Required work » Exactly the lines from the first line of the records to the line holding "import React from 'react';" should be duplicated, and nothing more; pictures stay out.

-------

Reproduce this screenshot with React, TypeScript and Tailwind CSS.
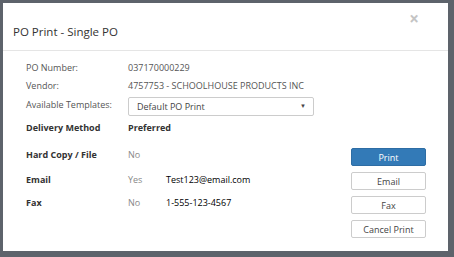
import React from 'react';

const Row: React.FC<{ label: string; children: React.ReactNode; bold?: boolean }> = ({ label, children, bold }) => (
  <div className="flex items-center h-[18px]">
    <span className={`w-[102px] ${bold ? 'font-bold text-[#333]' : 'text-[#555]'}`}>{label}</span>
    <div className="flex-1 flex items-center">{children}</div>
  </div>
);

const Btn: React.FC<{ label: string; primary?: boolean }> = ({ label, primary }) => (
  <button
    className={`w-[75px] h-[18px] rounded-[2px] text-[9px] leading-none ${
      primary ? 'bg-[#337ab7] border border-[#2e6da4] text-white' : 'bg-white border border-[#ccc] text-[#444]'
    }`}
  >
    {label}
  </button>
);

const App: React.FC = () => {
  return (
    <div className="w-[454px] h-[257px] bg-[#5d636b] pt-[3px] pl-[3px]" style={{ fontFamily: '"Open Sans", sans-serif' }}>
      <div className="w-[445px] h-[248px] bg-white text-[9px] text-[#333]">
        <div className="flex justify-between h-[48px] pl-[10px] pr-[29px] border-b border-[#e5e5e5]">
          <h2 className="self-end pb-[10px] text-[11.5px] text-[#333]">PO Print - Single PO</h2>
          <span className="self-start mt-[7px] text-[17px] font-bold text-[#c4c4c4] leading-none">×</span>
        </div>
        <div className="pl-[23px] pt-[8px] flex flex-col">
          <Row label="PO Number:"><span className="text-[#555]">037170000229</span></Row>
          <Row label="Vendor:"><span className="text-[#555]">4757753 - SCHOOLHOUSE PRODUCTS INC</span></Row>
          <div className="flex items-center h-[18px] mt-[1px]">
            <span className="w-[102px] text-[#555]">Available Templates:</span>
            <div className="w-[186px] h-[19px] mt-[3px] border border-[#ccc] rounded-[2px] flex items-center justify-between pl-[8px] pr-[7px] text-[#444]">
              <span>Default PO Print</span>
              <span className="text-[6px]">▼</span>
            </div>
          </div>
          <div className="flex">
            <div className="flex-1 flex flex-col pt-[5px]">
              <Row label="Delivery Method" bold><span className="font-bold text-[#333]">Preferred</span></Row>
              <div className="h-[9px]" />
              <Row label="Hard Copy / File" bold><span className="text-[#888]">No</span></Row>
              <div className="h-[7px]" />
              <Row label="Email" bold>
                <span className="text-[#888] w-[38px]">Yes</span>
                <span className="text-black">Test123@email.com</span>
              </Row>
              <div className="h-[5px]" />
              <Row label="Fax" bold>
                <span className="text-[#888] w-[38px]">No</span>
                <span className="text-black">1-555-123-4567</span>
              </Row>
            </div>
            <div className="flex flex-col gap-[6px] pt-[34px] pr-[22px]">
              <Btn label="Print" primary />
              <Btn label="Email" />
              <Btn label="Fax" />
              <Btn label="Cancel Print" />
            </div>
          </div>
        </div>
      </div>
    </div>
  );
};

export default App;
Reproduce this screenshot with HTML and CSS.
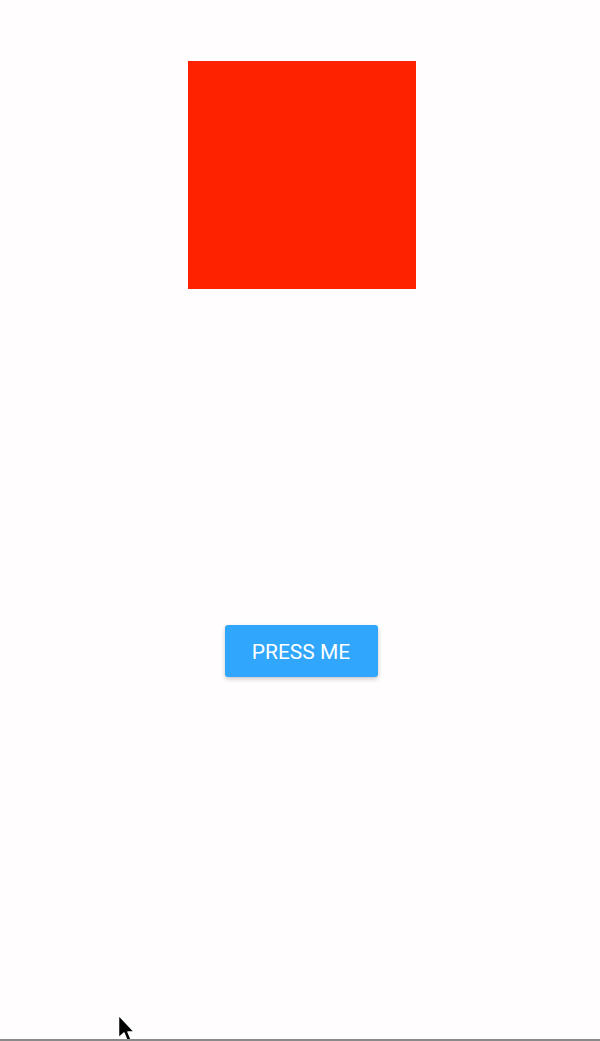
FILE: index.html
```html
<!DOCTYPE html>
<html>
<head>
<meta charset="utf-8">
<link rel="stylesheet" href="styles.css">
</head>
<body>
<div class="screen">
  <div class="box"></div>
  <button class="btn">PRESS ME</button>
  <div class="bottom-line"></div>
  <svg class="cursor" width="26" height="34" viewBox="0 0 26 34">
    <path d="M1.5 1 L1.5 24 L7 19 L11 29 L15 27.5 L11 18 L17.5 18 Z" fill="#000" stroke="#fff" stroke-width="1.5" stroke-linejoin="round"/>
  </svg>
</div>
</body>
</html>
```
FILE: styles.css
```css
html, body {
  margin: 0;
  padding: 0;
  background: #fffdfd;
}
.screen {
  position: relative;
  width: 600px;
  height: 1041px;
  display: flex;
  flex-direction: column;
  align-items: center;
  padding-left: 4px;
  box-sizing: border-box;
  overflow: hidden;
}
.box {
  width: 228px;
  height: 228px;
  margin-top: 61px;
  background: #ff2200;
}
.btn {
  margin-top: 336px;
  margin-right: 2px;
  width: 153px;
  height: 52px;
  border: none;
  border-radius: 3px;
  background: #30a6fd;
  color: #fff;
  font-family: Roboto, "Liberation Sans", sans-serif;
  font-size: 21px;
  letter-spacing: 0;
  padding: 2px 0 0 0;
  box-shadow: 0 2px 4px rgba(0,0,0,0.22);
}
.bottom-line {
  position: absolute;
  left: 0;
  right: 0;
  bottom: 0;
  height: 2px;
  background: #8a8a8a;
  z-index: 2;
}
.cursor {
  position: absolute;
  left: 117px;
  top: 1014px;
  z-index: 1;
}
```
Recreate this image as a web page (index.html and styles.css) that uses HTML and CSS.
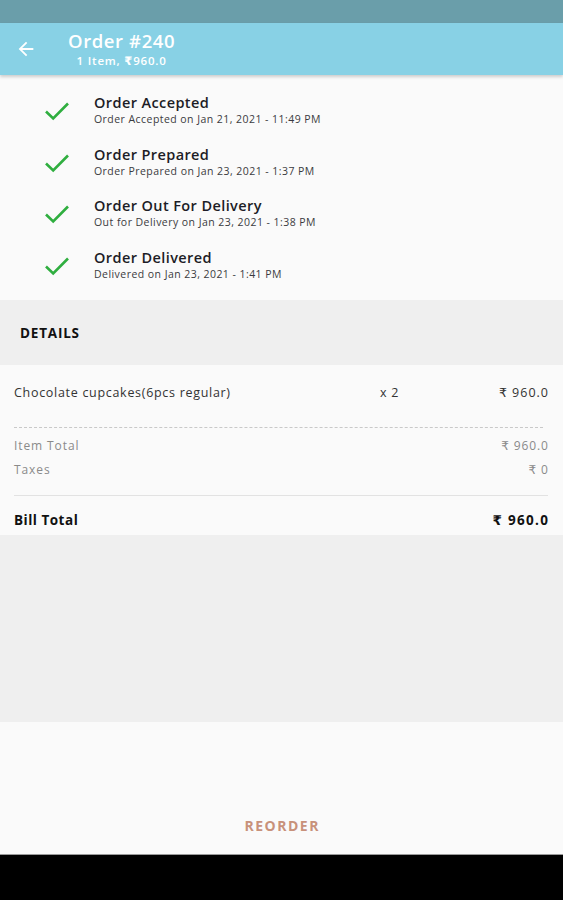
FILE: index.html
```html
<!DOCTYPE html>
<html lang="en">
<head>
<meta charset="utf-8">
<title>Order #240</title>
<link rel="stylesheet" href="styles.css">
</head>
<body>
<div class="screen">
  <div class="status-bar"></div>
  <header class="app-bar">
    <svg class="back" width="22" height="22" viewBox="0 0 24 24" aria-hidden="true">
      <path d="M20 11H7.83l5.59-5.59L12 4l-8 8 8 8 1.41-1.41L7.83 13H20v-2z" fill="#ffffff"/>
    </svg>
    <div class="titles">
      <div class="title">Order #240</div>
      <div class="subtitle">1 Item, ₹960.0</div>
    </div>
  </header>

  <section class="timeline">
    <div class="step">
      <svg class="check" width="26" height="20" viewBox="0 0 26 20" aria-hidden="true"><path d="M2 10.5l7.2 7L24 2.5" fill="none" stroke="#2fae3f" stroke-width="2.6"/></svg>
      <div class="step-text">
        <div class="step-title">Order Accepted</div>
        <div class="step-sub">Order Accepted on Jan 21, 2021 - 11:49 PM</div>
      </div>
    </div>
    <div class="step">
      <svg class="check" width="26" height="20" viewBox="0 0 26 20" aria-hidden="true"><path d="M2 10.5l7.2 7L24 2.5" fill="none" stroke="#2fae3f" stroke-width="2.6"/></svg>
      <div class="step-text">
        <div class="step-title">Order Prepared</div>
        <div class="step-sub">Order Prepared on Jan 23, 2021 - 1:37 PM</div>
      </div>
    </div>
    <div class="step">
      <svg class="check" width="26" height="20" viewBox="0 0 26 20" aria-hidden="true"><path d="M2 10.5l7.2 7L24 2.5" fill="none" stroke="#2fae3f" stroke-width="2.6"/></svg>
      <div class="step-text">
        <div class="step-title">Order Out For Delivery</div>
        <div class="step-sub">Out for Delivery on Jan 23, 2021 - 1:38 PM</div>
      </div>
    </div>
    <div class="step">
      <svg class="check" width="26" height="20" viewBox="0 0 26 20" aria-hidden="true"><path d="M2 10.5l7.2 7L24 2.5" fill="none" stroke="#2fae3f" stroke-width="2.6"/></svg>
      <div class="step-text">
        <div class="step-title">Order Delivered</div>
        <div class="step-sub">Delivered on Jan 23, 2021 - 1:41 PM</div>
      </div>
    </div>
  </section>

  <div class="details-header">DETAILS</div>

  <section class="bill">
    <div class="item-row">
      <span class="item-name">Chocolate cupcakes(6pcs regular)</span>
      <span class="item-right"><span class="qty">x 2</span><span class="price">₹ 960.0</span></span>
    </div>
    <div class="dashed"></div>
    <div class="sum-row"><span>Item Total</span><span>₹ 960.0</span></div>
    <div class="sum-row"><span>Taxes</span><span>₹ 0</span></div>
    <div class="solid"></div>
    <div class="total-row"><span>Bill Total</span><span>₹ 960.0</span></div>
  </section>

  <div class="filler"></div>

  <footer class="footer">
    <span class="reorder">REORDER</span>
  </footer>
  <div class="nav-bar"></div>
</div>
</body>
</html>
```

FILE: styles.css
```css
* { box-sizing: border-box; }
html, body { margin: 0; padding: 0; }
body {
  font-family: "Open Sans", "DejaVu Sans", "Noto Sans", sans-serif;
  background: #000;
}
.screen {
  width: 563px;
  height: 900px;
  display: flex;
  flex-direction: column;
  background: #fafafa;
}
.status-bar {
  height: 23px;
  background: #6a9eaa;
  flex: none;
}
.app-bar {
  height: 52px;
  flex: none;
  background: #88d1e5;
  display: flex;
  align-items: center;
  padding-left: 15px;
  box-shadow: 0 2px 3px rgba(0,0,0,0.18);
  position: relative;
  z-index: 1;
}
.back { flex: none; }
.titles {
  margin-left: 31px;
  display: flex;
  flex-direction: column;
  align-items: center;
  color: #fff;
}
.title {
  font-size: 18.5px;
  font-weight: 600;
  line-height: 22px;
  letter-spacing: 0.6px;
}
.subtitle {
  font-size: 11.5px;
  font-weight: 600;
  line-height: 17px;
  letter-spacing: 0.8px;
}
.timeline {
  flex: none;
  height: 225px;
  padding: 19px 0 0 44px;
  background: #fafafa;
}
.step {
  display: flex;
  align-items: center;
  height: 33px;
  margin-bottom: 18.5px;
}
.check { flex: none; margin-top: 1px; }
.step-text { margin-left: 24px; }
.step-title {
  font-size: 14.5px;
  font-weight: 600;
  color: #1d1d26;
  line-height: 18px;
  letter-spacing: 0.4px;
}
.step-sub {
  font-size: 10.5px;
  color: #3a3a40;
  line-height: 15px;
  letter-spacing: 0.45px;
}
.details-header {
  flex: none;
  height: 65px;
  background: #efefef;
  padding-left: 20px;
  display: flex;
  align-items: center;
  font-size: 13.5px;
  font-weight: 700;
  color: #111;
  letter-spacing: 0.8px;
}
.bill {
  flex: none;
  height: 170px;
  background: #fafafa;
  padding: 18px 15px 0 14px;
}
.item-row {
  display: grid;
  grid-template-columns: 1fr 168px;
  line-height: 20px;
  font-size: 12.5px;
  color: #333;
  letter-spacing: 0.7px;
}
.item-right {
  display: flex;
  justify-content: space-between;
}
.price { letter-spacing: 1px; margin-right: -1px; }
.dashed {
  border-top: 1px dashed #c9c9c9;
  margin: 24px 5px 0 0;
}
.sum-row {
  display: flex;
  justify-content: space-between;
  font-size: 12px;
  line-height: 20px;
  color: #8a8a8a;
  letter-spacing: 0.9px;
}
.sum-row span:last-child { margin-right: -0.9px; }
.dashed + .sum-row { margin-top: 8px; }
.sum-row + .sum-row { margin-top: 4px; }
.solid {
  border-top: 1px solid #e2e2e2;
  margin-top: 15px;
}
.total-row {
  display: flex;
  justify-content: space-between;
  margin-top: 14px;
  font-size: 13.5px;
  font-weight: 700;
  line-height: 20px;
  color: #111;
  letter-spacing: 0.5px;
}
.total-row span:last-child { letter-spacing: 1.3px; margin-right: -1.3px; }
.filler {
  flex: none;
  height: 187px;
  background: #efefef;
}
.footer {
  flex: none;
  height: 133px;
  background: #fafafa;
  display: flex;
  justify-content: center;
  align-items: flex-end;
  padding-bottom: 18px;
  border-bottom: 1px solid #9a9a9a;
}
.reorder {
  color: #c8917a;
  font-size: 14px;
  font-weight: 700;
  letter-spacing: 1.5px;
  line-height: 20px;
  margin-right: -1.5px;
}
.nav-bar {
  flex: 1;
  background: #000;
}
```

-------

Expected answer »
Reproduce this screenshot with React, TypeScript and Tailwind CSS.
import React from 'react';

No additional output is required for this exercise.